Although I don't own a firearm, I guess I would say that rifles or shotguns could be considered necessary tools in many rural locations in America - for varmit control or hunting, not for use against human intruders. Still, there were one or two times that I wished I had a rifle in hand when I approached strangers on my property. Having a big, friendly, black dog at my side worked pretty well, though.

My next-door neighbors killed a couple of bears on their property last year, and I keep wondering whether that was necessary. The bears really haven't been much of a problem. They raided our garden a couple of times, but I've only seen a bear once in the ten years I've been here - and that was a thrill. And yes, you hear about mountain lions, but I've never seen one.

There are also reports of rabid raccoons in the area - that does scare me a bit, and might be the one thing that might make me want a rifle. There are rattlesnakes around, but they haven't been a problem - and I have only seen one snake that might have been a rattler. I think I'd call the rattlesnake removal service if one took up residence around the house.
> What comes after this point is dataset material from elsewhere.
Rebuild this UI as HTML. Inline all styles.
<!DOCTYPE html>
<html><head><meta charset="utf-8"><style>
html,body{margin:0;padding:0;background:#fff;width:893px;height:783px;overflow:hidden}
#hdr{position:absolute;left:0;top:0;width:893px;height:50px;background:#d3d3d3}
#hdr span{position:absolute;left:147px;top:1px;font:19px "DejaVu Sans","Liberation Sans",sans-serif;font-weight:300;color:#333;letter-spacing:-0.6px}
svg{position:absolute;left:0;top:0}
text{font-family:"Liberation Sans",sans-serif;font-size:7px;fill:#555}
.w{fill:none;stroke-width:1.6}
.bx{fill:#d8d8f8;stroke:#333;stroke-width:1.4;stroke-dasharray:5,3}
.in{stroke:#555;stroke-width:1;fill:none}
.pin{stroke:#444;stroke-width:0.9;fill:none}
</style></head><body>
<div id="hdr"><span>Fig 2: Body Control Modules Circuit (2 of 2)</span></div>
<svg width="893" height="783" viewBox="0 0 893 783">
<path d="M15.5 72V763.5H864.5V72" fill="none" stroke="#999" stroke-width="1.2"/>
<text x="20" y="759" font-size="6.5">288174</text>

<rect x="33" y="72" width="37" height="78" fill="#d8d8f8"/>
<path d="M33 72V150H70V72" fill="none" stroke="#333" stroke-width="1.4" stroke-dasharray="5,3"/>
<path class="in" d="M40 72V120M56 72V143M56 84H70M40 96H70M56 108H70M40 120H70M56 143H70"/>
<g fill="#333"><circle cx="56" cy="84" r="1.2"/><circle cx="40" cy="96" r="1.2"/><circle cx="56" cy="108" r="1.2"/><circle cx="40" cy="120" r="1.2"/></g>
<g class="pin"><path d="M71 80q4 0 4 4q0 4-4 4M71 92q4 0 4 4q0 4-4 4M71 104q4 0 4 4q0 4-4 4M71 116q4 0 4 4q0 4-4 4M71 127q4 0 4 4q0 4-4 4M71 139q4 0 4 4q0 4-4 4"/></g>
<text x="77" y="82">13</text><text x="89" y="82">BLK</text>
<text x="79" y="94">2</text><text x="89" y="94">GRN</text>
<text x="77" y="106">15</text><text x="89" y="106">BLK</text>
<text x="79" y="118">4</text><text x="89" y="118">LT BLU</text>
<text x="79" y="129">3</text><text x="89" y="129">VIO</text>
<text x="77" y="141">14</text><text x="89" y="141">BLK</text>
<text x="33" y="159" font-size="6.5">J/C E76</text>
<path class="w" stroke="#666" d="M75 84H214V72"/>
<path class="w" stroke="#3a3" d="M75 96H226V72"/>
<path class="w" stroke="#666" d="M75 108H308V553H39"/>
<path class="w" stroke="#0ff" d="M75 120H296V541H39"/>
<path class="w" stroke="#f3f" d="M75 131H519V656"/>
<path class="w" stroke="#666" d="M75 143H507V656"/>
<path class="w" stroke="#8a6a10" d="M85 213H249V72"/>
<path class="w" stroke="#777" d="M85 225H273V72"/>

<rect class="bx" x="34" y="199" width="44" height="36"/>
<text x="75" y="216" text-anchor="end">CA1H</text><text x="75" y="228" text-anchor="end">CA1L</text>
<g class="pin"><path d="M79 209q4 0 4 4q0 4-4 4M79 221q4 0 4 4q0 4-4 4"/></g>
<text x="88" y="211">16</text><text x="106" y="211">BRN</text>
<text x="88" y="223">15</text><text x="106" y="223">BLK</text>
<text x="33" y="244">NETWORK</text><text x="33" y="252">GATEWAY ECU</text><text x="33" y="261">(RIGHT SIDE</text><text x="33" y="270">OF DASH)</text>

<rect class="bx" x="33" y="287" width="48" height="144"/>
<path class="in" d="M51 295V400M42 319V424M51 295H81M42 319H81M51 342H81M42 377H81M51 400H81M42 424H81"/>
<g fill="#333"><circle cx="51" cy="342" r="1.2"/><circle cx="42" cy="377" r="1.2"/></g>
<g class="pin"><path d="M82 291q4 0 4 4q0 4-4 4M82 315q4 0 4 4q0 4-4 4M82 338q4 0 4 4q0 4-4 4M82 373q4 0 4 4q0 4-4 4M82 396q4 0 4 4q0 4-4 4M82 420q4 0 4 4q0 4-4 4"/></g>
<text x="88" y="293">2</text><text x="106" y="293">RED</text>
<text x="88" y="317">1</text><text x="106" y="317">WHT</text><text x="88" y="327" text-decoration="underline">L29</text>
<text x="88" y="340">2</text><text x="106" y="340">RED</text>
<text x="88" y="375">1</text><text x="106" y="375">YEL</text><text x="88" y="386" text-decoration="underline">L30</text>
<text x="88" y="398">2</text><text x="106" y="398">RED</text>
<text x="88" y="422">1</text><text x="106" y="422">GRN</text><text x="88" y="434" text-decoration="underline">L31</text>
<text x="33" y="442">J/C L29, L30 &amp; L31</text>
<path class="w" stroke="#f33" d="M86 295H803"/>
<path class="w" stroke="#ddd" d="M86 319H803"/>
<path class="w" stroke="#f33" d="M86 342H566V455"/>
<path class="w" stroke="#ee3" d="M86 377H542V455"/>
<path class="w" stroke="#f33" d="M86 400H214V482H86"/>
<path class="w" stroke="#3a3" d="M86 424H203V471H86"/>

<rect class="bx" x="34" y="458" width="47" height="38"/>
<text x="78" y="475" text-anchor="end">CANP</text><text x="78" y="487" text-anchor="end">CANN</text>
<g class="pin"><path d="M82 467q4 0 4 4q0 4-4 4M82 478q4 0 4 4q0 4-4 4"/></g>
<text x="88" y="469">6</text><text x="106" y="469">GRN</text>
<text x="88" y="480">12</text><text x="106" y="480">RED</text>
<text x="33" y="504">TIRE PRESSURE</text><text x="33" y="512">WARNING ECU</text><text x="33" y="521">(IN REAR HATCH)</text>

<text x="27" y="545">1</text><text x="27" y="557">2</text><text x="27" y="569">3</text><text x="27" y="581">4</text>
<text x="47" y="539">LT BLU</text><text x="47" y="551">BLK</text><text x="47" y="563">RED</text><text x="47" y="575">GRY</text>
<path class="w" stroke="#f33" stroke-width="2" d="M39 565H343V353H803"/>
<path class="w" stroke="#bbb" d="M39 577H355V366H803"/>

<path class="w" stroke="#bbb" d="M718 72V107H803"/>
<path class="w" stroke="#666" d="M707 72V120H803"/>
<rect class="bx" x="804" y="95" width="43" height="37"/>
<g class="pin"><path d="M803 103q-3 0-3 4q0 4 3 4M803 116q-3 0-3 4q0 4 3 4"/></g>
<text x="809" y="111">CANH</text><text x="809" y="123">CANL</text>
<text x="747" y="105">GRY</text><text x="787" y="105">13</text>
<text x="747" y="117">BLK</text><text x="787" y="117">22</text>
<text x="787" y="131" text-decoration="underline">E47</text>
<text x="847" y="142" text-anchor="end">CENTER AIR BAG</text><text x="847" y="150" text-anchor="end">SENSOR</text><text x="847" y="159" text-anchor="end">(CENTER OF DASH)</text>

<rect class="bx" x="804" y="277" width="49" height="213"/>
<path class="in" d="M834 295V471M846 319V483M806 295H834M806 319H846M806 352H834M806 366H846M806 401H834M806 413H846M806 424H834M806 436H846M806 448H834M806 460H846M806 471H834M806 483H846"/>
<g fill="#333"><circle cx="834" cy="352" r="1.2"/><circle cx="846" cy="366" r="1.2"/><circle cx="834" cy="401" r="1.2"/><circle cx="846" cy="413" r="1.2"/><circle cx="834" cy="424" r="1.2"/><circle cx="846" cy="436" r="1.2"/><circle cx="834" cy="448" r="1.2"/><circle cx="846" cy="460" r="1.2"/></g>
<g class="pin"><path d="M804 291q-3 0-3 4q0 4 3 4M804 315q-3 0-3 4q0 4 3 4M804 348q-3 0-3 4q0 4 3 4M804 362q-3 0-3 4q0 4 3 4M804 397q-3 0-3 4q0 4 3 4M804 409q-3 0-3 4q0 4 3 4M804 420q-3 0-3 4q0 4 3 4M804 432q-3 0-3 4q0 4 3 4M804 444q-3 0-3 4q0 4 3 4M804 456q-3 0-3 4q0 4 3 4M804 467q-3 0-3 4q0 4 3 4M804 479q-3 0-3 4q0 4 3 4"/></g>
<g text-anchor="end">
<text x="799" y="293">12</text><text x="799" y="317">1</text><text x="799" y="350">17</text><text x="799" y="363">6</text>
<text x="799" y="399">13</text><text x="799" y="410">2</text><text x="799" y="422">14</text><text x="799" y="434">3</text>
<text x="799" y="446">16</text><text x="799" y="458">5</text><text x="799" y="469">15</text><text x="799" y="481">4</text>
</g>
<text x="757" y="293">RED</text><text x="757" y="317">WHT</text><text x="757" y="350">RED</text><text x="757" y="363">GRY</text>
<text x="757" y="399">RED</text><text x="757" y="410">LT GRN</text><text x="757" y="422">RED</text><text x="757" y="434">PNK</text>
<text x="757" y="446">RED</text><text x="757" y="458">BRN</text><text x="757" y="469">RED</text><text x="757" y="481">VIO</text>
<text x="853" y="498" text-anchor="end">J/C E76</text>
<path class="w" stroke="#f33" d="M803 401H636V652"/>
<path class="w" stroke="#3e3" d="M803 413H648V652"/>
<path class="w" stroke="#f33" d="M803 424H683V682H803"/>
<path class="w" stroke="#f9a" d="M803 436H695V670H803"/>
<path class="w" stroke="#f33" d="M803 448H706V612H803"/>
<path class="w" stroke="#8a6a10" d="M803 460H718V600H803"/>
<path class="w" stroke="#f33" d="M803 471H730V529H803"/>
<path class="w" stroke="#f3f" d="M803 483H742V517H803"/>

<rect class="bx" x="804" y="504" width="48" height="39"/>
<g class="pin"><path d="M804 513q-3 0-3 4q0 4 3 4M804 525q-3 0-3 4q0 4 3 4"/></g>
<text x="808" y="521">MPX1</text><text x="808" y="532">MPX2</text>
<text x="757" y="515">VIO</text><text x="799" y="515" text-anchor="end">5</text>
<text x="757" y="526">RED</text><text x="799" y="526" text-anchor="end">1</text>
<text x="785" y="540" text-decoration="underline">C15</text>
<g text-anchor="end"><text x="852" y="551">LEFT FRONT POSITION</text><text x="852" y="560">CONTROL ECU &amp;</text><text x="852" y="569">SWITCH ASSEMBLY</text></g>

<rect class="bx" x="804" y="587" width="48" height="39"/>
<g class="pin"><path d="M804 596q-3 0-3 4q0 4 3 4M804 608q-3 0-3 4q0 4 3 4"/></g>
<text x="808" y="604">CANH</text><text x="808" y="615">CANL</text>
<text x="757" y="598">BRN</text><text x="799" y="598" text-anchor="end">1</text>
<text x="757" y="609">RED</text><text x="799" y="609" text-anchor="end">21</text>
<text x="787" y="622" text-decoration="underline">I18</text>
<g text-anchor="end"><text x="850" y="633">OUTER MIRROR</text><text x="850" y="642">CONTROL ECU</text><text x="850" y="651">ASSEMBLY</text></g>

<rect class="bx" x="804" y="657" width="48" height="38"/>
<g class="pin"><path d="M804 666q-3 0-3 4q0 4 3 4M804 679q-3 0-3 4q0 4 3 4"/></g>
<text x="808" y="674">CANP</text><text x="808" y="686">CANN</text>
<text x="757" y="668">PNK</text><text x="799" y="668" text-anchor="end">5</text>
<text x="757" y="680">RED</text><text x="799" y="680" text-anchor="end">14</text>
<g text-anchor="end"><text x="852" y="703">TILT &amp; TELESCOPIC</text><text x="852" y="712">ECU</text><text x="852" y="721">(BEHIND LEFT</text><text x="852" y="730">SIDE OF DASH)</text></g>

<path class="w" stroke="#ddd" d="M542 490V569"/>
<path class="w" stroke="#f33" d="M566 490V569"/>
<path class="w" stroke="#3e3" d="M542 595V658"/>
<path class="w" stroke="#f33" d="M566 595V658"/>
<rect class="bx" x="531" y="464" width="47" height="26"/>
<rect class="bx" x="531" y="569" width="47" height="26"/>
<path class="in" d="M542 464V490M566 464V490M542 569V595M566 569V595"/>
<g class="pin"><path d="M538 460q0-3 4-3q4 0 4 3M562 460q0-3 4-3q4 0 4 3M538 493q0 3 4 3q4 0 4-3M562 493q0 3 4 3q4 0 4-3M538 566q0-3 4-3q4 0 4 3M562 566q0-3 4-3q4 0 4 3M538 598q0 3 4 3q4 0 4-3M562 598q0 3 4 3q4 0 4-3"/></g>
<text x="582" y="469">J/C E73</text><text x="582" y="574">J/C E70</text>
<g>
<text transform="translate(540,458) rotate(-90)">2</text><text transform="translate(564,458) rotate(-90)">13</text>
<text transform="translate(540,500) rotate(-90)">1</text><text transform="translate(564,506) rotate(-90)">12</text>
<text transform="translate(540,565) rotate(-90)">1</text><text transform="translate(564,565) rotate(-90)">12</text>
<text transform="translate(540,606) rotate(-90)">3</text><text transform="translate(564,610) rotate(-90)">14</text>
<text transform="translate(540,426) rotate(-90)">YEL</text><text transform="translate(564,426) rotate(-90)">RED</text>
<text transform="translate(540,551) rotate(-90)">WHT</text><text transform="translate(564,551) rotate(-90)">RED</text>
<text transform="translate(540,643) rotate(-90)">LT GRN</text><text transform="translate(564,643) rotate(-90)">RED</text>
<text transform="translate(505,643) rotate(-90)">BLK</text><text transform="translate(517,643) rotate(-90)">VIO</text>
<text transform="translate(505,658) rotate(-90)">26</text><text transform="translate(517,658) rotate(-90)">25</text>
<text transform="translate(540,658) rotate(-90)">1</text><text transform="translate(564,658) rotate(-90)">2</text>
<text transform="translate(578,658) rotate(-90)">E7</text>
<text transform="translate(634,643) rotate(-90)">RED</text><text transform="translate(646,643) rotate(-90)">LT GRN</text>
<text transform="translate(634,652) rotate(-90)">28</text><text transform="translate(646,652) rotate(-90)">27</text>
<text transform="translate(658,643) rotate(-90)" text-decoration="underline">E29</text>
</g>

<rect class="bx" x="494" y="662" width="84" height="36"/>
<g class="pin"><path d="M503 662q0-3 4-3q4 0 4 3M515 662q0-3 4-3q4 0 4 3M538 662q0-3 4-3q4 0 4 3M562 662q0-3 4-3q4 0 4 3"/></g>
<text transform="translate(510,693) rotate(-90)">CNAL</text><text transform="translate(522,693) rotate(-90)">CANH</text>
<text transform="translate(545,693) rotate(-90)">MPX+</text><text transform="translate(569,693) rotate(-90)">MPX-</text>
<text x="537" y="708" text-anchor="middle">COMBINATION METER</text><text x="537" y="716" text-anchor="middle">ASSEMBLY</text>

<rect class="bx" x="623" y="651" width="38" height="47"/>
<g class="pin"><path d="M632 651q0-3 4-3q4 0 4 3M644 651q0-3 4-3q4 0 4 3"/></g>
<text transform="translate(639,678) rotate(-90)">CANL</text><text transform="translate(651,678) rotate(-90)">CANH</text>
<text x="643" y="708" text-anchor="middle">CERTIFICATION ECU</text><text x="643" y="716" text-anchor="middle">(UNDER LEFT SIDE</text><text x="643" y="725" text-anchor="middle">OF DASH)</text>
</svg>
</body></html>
And even though I see some justification in owning firearms in a rural area, I have to say it makes me really nervous. More than once I've encountered people shooting into the area where I'm legally hiking. Now, THAT is disconcerting.
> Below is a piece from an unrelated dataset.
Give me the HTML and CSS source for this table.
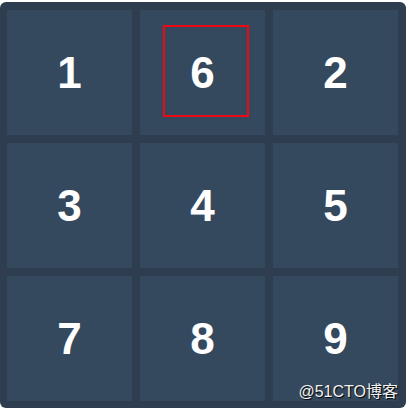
FILE: index.html
```html
<!DOCTYPE html>
<html>
<head>
<meta charset="utf-8">
<link rel="stylesheet" href="styles.css">
</head>
<body>
<div class="board">
  <div class="cell">1</div>
  <div class="cell">6</div>
  <div class="cell">2</div>
  <div class="cell">3</div>
  <div class="cell">4</div>
  <div class="cell">5</div>
  <div class="cell">7</div>
  <div class="cell">8</div>
  <div class="cell">9</div>
  <div class="focus"></div>
  <div class="watermark">@51CTO博客</div>
</div>
</body>
</html>
```

FILE: styles.css
```css
html, body {
  margin: 0;
  padding: 0;
  background: #ffffff;
}
body {
  padding-top: 2px;
}
.board {
  position: relative;
  width: 391px;
  height: 391px;
  padding: 8px 8px 7px 7px;
  background: #2e3e50;
  border-radius: 6px;
  display: grid;
  grid-template-columns: repeat(3, 125px);
  grid-template-rows: repeat(3, 125px);
  gap: 8px;
}
.cell {
  background: #35495e;
  color: #ffffff;
  font-family: "Liberation Sans", Arial, sans-serif;
  font-weight: bold;
  font-size: 44px;
  display: flex;
  align-items: center;
  justify-content: center;
}
.focus {
  position: absolute;
  left: 163px;
  top: 23px;
  width: 82px;
  height: 88px;
  border: 2px solid #ee0a14;
}
.watermark {
  position: absolute;
  right: 8px;
  bottom: 7px;
  font-family: "Liberation Sans", "Noto Sans CJK SC", sans-serif;
  font-size: 16px;
  line-height: 18px;
  color: #f2f2f2;
  text-shadow: 1px 1px 1px #000000;
}
```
But in urban locations, I just can't really see the need for a firearm. There is a certain amount of risk of violent crime anywhere in America, but I really don't think it's all that bad. I worked for thirty years as an unarmed federal investigator, and I took pride in the fact that I never avoided work in any location because I thought it too dangerous. I used my head and stayed away from certain areas at certain times of the day, but I always did my job and knocked on the doors and did my honest best to find the people I needed to get my work done. Other investigators would write off certain areas, but I never did. I met only one situation where people pointed guns at me, and I admit that was a little disconcerting. They were in a remote location, an area where I admit it might be justifiable to have a gun. I have an appointment, but then these people had second thoughts and were afraid I might be the person who had threatened to kill them. So, I had to talk them down. I think if I had shown a firearm, they would have shot me.

It's a difficult issue. Gun owners are absolutely correct when they say that the vast majority of gun owners are responsible, and would be responsible in a dangerous situation. The trouble is, there is a good percentage of people who have attitudes that would make them irresponsible and dangerous as gun owners. Many of them wanted to be cops, and it was my job to investigate them and weed out the ones who would be irresponsible. One year, I had two Border Patrol Agent applicants who had shot themselves in the buttocks, trying to tuck their guns under their belts. I don't believe those applicants got the job. I had coworkers who carried firearms despite the fact that they were not supposed to - these were people who thought their badges didn't give them enough authority. I had one coworker and a number of applicants who used their firearms to put power behind their road rage.

Admittedly, it's a small number of gun owners that are troublesome - but the troublesome ones can be very dangerous if they have a sidearm. I'm sorry that the troublesome ones make it difficult for all gunowners; but it seems to me that the danger presented by the small minority of irresponsible and dangerous gunowners, outweighs the safety brought about by the many responsible people who carry firearms. So for the general good of society, I think that handguns should be outlawed and rifles and shotguns should be strictly regulated. Semi-automatic and automatic firearms (anything with a magazine) should be outlawed altogether. Taking time to load forces a shooter to take time to think before shooting.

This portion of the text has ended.